For too long, those of us who work in the health care field have defended an inefficient system that has led to the levels of frustration and suffering necessary for politicians to create entire campaigns on “Medicare for All” platforms. Unfortunately, the consensus among most economists and employers is clear: The disruption and rancor that would be created from efforts to pass this type of legislation would inevitably lead to a maintenance of the status quo.
A similar, well-intentioned idealism led to the Affordable Care Act; by giving millions of people access to health care, we funneled them into an already fundamentally broken system. We then hoped that the institutions delivering care would transform, but they didn’t. That failure was in no small part because we didn’t create the disruptions necessary to force our economic interests into alignment with those of our consumers: our patients.
Existing legislation has failed to protect patients – which is all of us — because it has failed to create an understanding between the care providers, the recipients and the intermediaries between them. The transparency policies are a significant step for us to create that understanding.
The American health care system is broken because it is paid to be inefficient; our ecosystem has slowly become crowded with new intermediaries and sources of red tape. This has led to the systemic quagmire that characterizes our health care system. But the patients that we serve are smart.
They know better than anyone what their abilities are to fund their treatments. Most dangerously for the health care system, they don’t care what means or mechanism through which that treatment is delivered, provided the product is delivered at the price and at the time at which they demand it. Ultimately, by giving patients the tools to be as informed as possible about the real costs of services and treatments that their providers offer, we in the medical space give them back some of the control of their lives and welfare that they should have had all along.
The vigor with which the traditional health care system is protesting the administration’s attempts to regulate transparency is powerful evidence for its necessity.
Transparency will not end with forcing hospitals to put their charge master on their website. True transparency will be created when the employer-insurer-provider-patient gauntlet has been obliterated and replaced with a streamlined system in which the patients can assess the costs of their care, the means through which they will receive their care, and the assistance they’ll need to pay for it. True transparency will only exist when the patients can see the end results of their care before they go into the facility.

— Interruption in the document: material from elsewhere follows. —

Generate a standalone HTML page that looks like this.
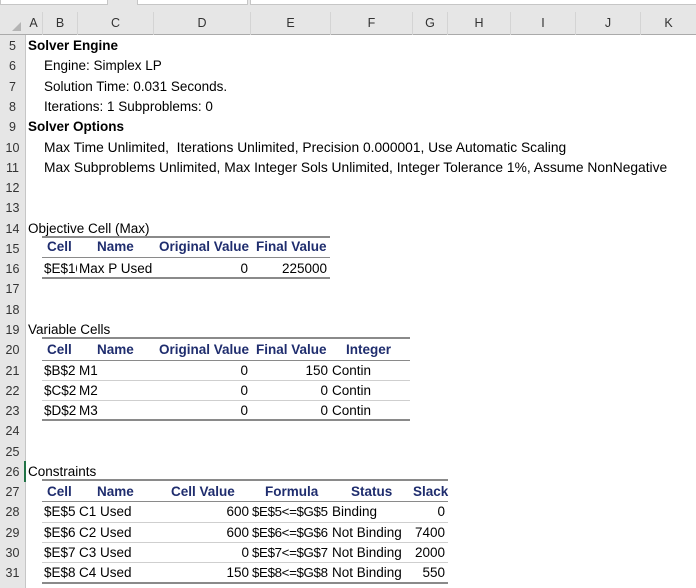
<!DOCTYPE html>
<html><head><meta charset="utf-8"><style>
body{margin:0;width:696px;height:588px;overflow:hidden;background:#fff;font-family:"Liberation Sans",Arial,sans-serif;position:relative;color:#000}
.t{position:absolute;line-height:20px;white-space:nowrap;font-size:13.5px}
.b{font-weight:bold}
.h{font-weight:bold;color:#1f2d6e}
.r{text-align:right}
.f{letter-spacing:-0.35px;font-size:13.3px}
.rn{position:absolute;left:0;width:25px;text-align:center;line-height:20px;font-size:12.5px;color:#333}
.ln{position:absolute;height:0}
.hd{position:absolute;top:12px;height:23px;line-height:23px;font-size:12.5px;color:#333;text-align:center;border-right:1px solid #d4d4d4}
</style></head><body>
<div style="position:absolute;left:0;top:0;width:696px;height:35px;background:#e6e6e6"></div>
<div style="position:absolute;left:0;top:0;width:106px;height:4px;background:#fff;border:1px solid #c6c6c6;border-top:none"></div>
<div style="position:absolute;left:137px;top:0;width:109px;height:4px;background:#fff;border:1px solid #c6c6c6;border-top:none"></div>
<div style="position:absolute;left:250px;top:0;width:446px;height:4px;background:#fff;border:1px solid #c6c6c6;border-top:none"></div>
<div style="position:absolute;left:0;top:35px;width:25px;height:553px;background:#e6e6e6;border-right:1px solid #c6c6c6"></div>
<div style="position:absolute;left:0;top:34px;width:696px;height:1px;background:#aaa"></div>
<div style="position:absolute;left:12px;top:22px;width:0;height:0;border-left:9px solid transparent;border-bottom:9px solid #b4b4b4"></div>
<div class="hd" style="left:25px;width:17px">A</div>
<div class="hd" style="left:43px;width:34px">B</div>
<div class="hd" style="left:78px;width:75px">C</div>
<div class="hd" style="left:154px;width:96px">D</div>
<div class="hd" style="left:251px;width:79px">E</div>
<div class="hd" style="left:331px;width:81px">F</div>
<div class="hd" style="left:413px;width:34px">G</div>
<div class="hd" style="left:448px;width:62px">H</div>
<div class="hd" style="left:511px;width:64px">I</div>
<div class="hd" style="left:576px;width:64px">J</div>
<div class="hd" style="left:641px;width:55px;border-right:none">K</div>
<div style="position:absolute;left:24px;top:461px;width:2px;height:21px;background:#217346"></div>

<div class="rn" style="top:36px">5</div><div class="rn" style="top:56px">6</div><div class="rn" style="top:76.5px">7</div><div class="rn" style="top:97px">8</div><div class="rn" style="top:117px">9</div><div class="rn" style="top:137.5px">10</div><div class="rn" style="top:157.5px">11</div><div class="rn" style="top:178px">12</div><div class="rn" style="top:198px">13</div><div class="rn" style="top:218.5px">14</div><div class="rn" style="top:238.5px">15</div><div class="rn" style="top:259px">16</div><div class="rn" style="top:279px">17</div><div class="rn" style="top:299.5px">18</div><div class="rn" style="top:320px">19</div><div class="rn" style="top:340px">20</div><div class="rn" style="top:360.5px">21</div><div class="rn" style="top:380.5px">22</div><div class="rn" style="top:401px">23</div><div class="rn" style="top:421px">24</div><div class="rn" style="top:441.5px">25</div><div class="rn" style="top:461.5px">26</div><div class="rn" style="top:482px">27</div><div class="rn" style="top:502px">28</div><div class="rn" style="top:522.5px">29</div><div class="rn" style="top:543px">30</div><div class="rn" style="top:563px">31</div>

<div class="t b" style="left:28px;top:36px">Solver Engine</div>
<div class="t" style="left:44px;top:56px">Engine: Simplex LP</div>
<div class="t" style="left:44px;top:76.5px">Solution Time: 0.031 Seconds.</div>
<div class="t" style="left:44px;top:97px">Iterations: 1 Subproblems: 0</div>
<div class="t b" style="left:28px;top:117px">Solver Options</div>
<div class="t" style="left:44px;top:137.5px;font-size:13.8px">Max Time Unlimited,&nbsp; Iterations Unlimited, Precision 0.000001, Use Automatic Scaling</div>
<div class="t" style="left:44px;top:157.5px;font-size:13.8px">Max Subproblems Unlimited, Max Integer Sols Unlimited, Integer Tolerance 1%, Assume NonNegative</div>

<div class="t" style="left:28px;top:218.5px">Objective Cell (Max)</div>
<div class="ln" style="left:42px;width:288px;top:236px;border-top:2px solid #8a8a8a"></div>
<div class="t h" style="left:47px;top:237px">Cell</div>
<div class="t h" style="left:97px;top:237px">Name</div>
<div class="t h" style="left:159px;top:237px">Original Value</div>
<div class="t h" style="left:256px;top:237px">Final Value</div>
<div class="ln" style="left:42px;width:288px;top:257px;border-top:1px solid #8a8a8a"></div>
<div class="t" style="left:44px;top:259px;width:33px;overflow:hidden">$E$10</div>
<div class="t" style="left:79px;top:259px">Max P Used</div>
<div class="t r" style="right:448px;top:259px">0</div>
<div class="t r" style="right:369px;top:259px">225000</div>
<div class="ln" style="left:42px;width:288px;top:277px;border-top:2px solid #8a8a8a"></div>

<div class="t" style="left:28px;top:320px">Variable Cells</div>
<div class="ln" style="left:42px;width:368px;top:337px;border-top:2px solid #8a8a8a"></div>
<div class="t h" style="left:47px;top:339.5px">Cell</div>
<div class="t h" style="left:97px;top:339.5px">Name</div>
<div class="t h" style="left:159px;top:339.5px">Original Value</div>
<div class="t h" style="left:256px;top:339.5px">Final Value</div>
<div class="t h" style="left:346px;top:339.5px">Integer</div>
<div class="ln" style="left:42px;width:368px;top:359.5px;border-top:1px solid #8a8a8a"></div>
<div class="t" style="left:44px;top:360.5px">$B$2</div><div class="t" style="left:79px;top:360.5px">M1</div><div class="t r" style="right:448px;top:360.5px">0</div><div class="t r" style="right:368px;top:360.5px">150</div><div class="t" style="left:332px;top:360.5px">Contin</div>
<div class="ln" style="left:42px;width:368px;top:380px;border-top:1px solid #cfcfcf"></div>
<div class="t" style="left:44px;top:380.5px">$C$2</div><div class="t" style="left:79px;top:380.5px">M2</div><div class="t r" style="right:448px;top:380.5px">0</div><div class="t r" style="right:368px;top:380.5px">0</div><div class="t" style="left:332px;top:380.5px">Contin</div>
<div class="ln" style="left:42px;width:368px;top:400px;border-top:1px solid #cfcfcf"></div>
<div class="t" style="left:44px;top:401px">$D$2</div><div class="t" style="left:79px;top:401px">M3</div><div class="t r" style="right:448px;top:401px">0</div><div class="t r" style="right:368px;top:401px">0</div><div class="t" style="left:332px;top:401px">Contin</div>
<div class="ln" style="left:42px;width:368px;top:419px;border-top:2px solid #8a8a8a"></div>

<div class="t" style="left:28px;top:461.5px">Constraints</div>
<div class="ln" style="left:42px;width:406px;top:479px;border-top:2px solid #8a8a8a"></div>
<div class="t h" style="left:47px;top:482px">Cell</div>
<div class="t h" style="left:97px;top:482px">Name</div>
<div class="t h" style="left:171px;top:482px">Cell Value</div>
<div class="t h" style="left:265px;top:482px">Formula</div>
<div class="t h" style="left:351px;top:482px">Status</div>
<div class="t h" style="left:413px;top:482px">Slack</div>
<div class="ln" style="left:42px;width:406px;top:501px;border-top:1px solid #8a8a8a"></div>
<div class="t" style="left:44px;top:502px">$E$5</div><div class="t" style="left:79px;top:502px">C1 Used</div><div class="t r" style="right:447px;top:502px">600</div><div class="t f" style="left:252px;top:502px">$E$5&lt;=$G$5</div><div class="t" style="left:332px;top:502px">Binding</div><div class="t r" style="right:251px;top:502px">0</div>
<div class="ln" style="left:42px;width:406px;top:522px;border-top:1px solid #cfcfcf"></div>
<div class="t" style="left:44px;top:522.5px">$E$6</div><div class="t" style="left:79px;top:522.5px">C2 Used</div><div class="t r" style="right:447px;top:522.5px">600</div><div class="t f" style="left:252px;top:522.5px">$E$6&lt;=$G$6</div><div class="t" style="left:332px;top:522.5px">Not Binding</div><div class="t r" style="right:251px;top:522.5px">7400</div>
<div class="ln" style="left:42px;width:406px;top:542px;border-top:1px solid #cfcfcf"></div>
<div class="t" style="left:44px;top:543px">$E$7</div><div class="t" style="left:79px;top:543px">C3 Used</div><div class="t r" style="right:447px;top:543px">0</div><div class="t f" style="left:252px;top:543px">$E$7&lt;=$G$7</div><div class="t" style="left:332px;top:543px">Not Binding</div><div class="t r" style="right:251px;top:543px">2000</div>
<div class="ln" style="left:42px;width:406px;top:562px;border-top:1px solid #cfcfcf"></div>
<div class="t" style="left:44px;top:563px">$E$8</div><div class="t" style="left:79px;top:563px">C4 Used</div><div class="t r" style="right:447px;top:563px">150</div><div class="t f" style="left:252px;top:563px">$E$8&lt;=$G$8</div><div class="t" style="left:332px;top:563px">Not Binding</div><div class="t r" style="right:251px;top:563px">550</div>
<div class="ln" style="left:42px;width:406px;top:582px;border-top:2px solid #8a8a8a"></div>
</body></html>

If we are to move together, on a national level, toward a rational, affordable, transparent and quality-assured health care system, the first steps won’t be made from a “Medicare-For-All” platform — nor will they be made by making minor tweaks to a system that has failed so many people. Instead, we need to begin by peeling back the shrouds surrounding the providers of medical care, the pharmaceutical interests and the insurers, so we can fully diagnose the problem.
Stephen K. Klasko, MD, MBA, is president of Thomas Jefferson University and CEO of Jefferson Health.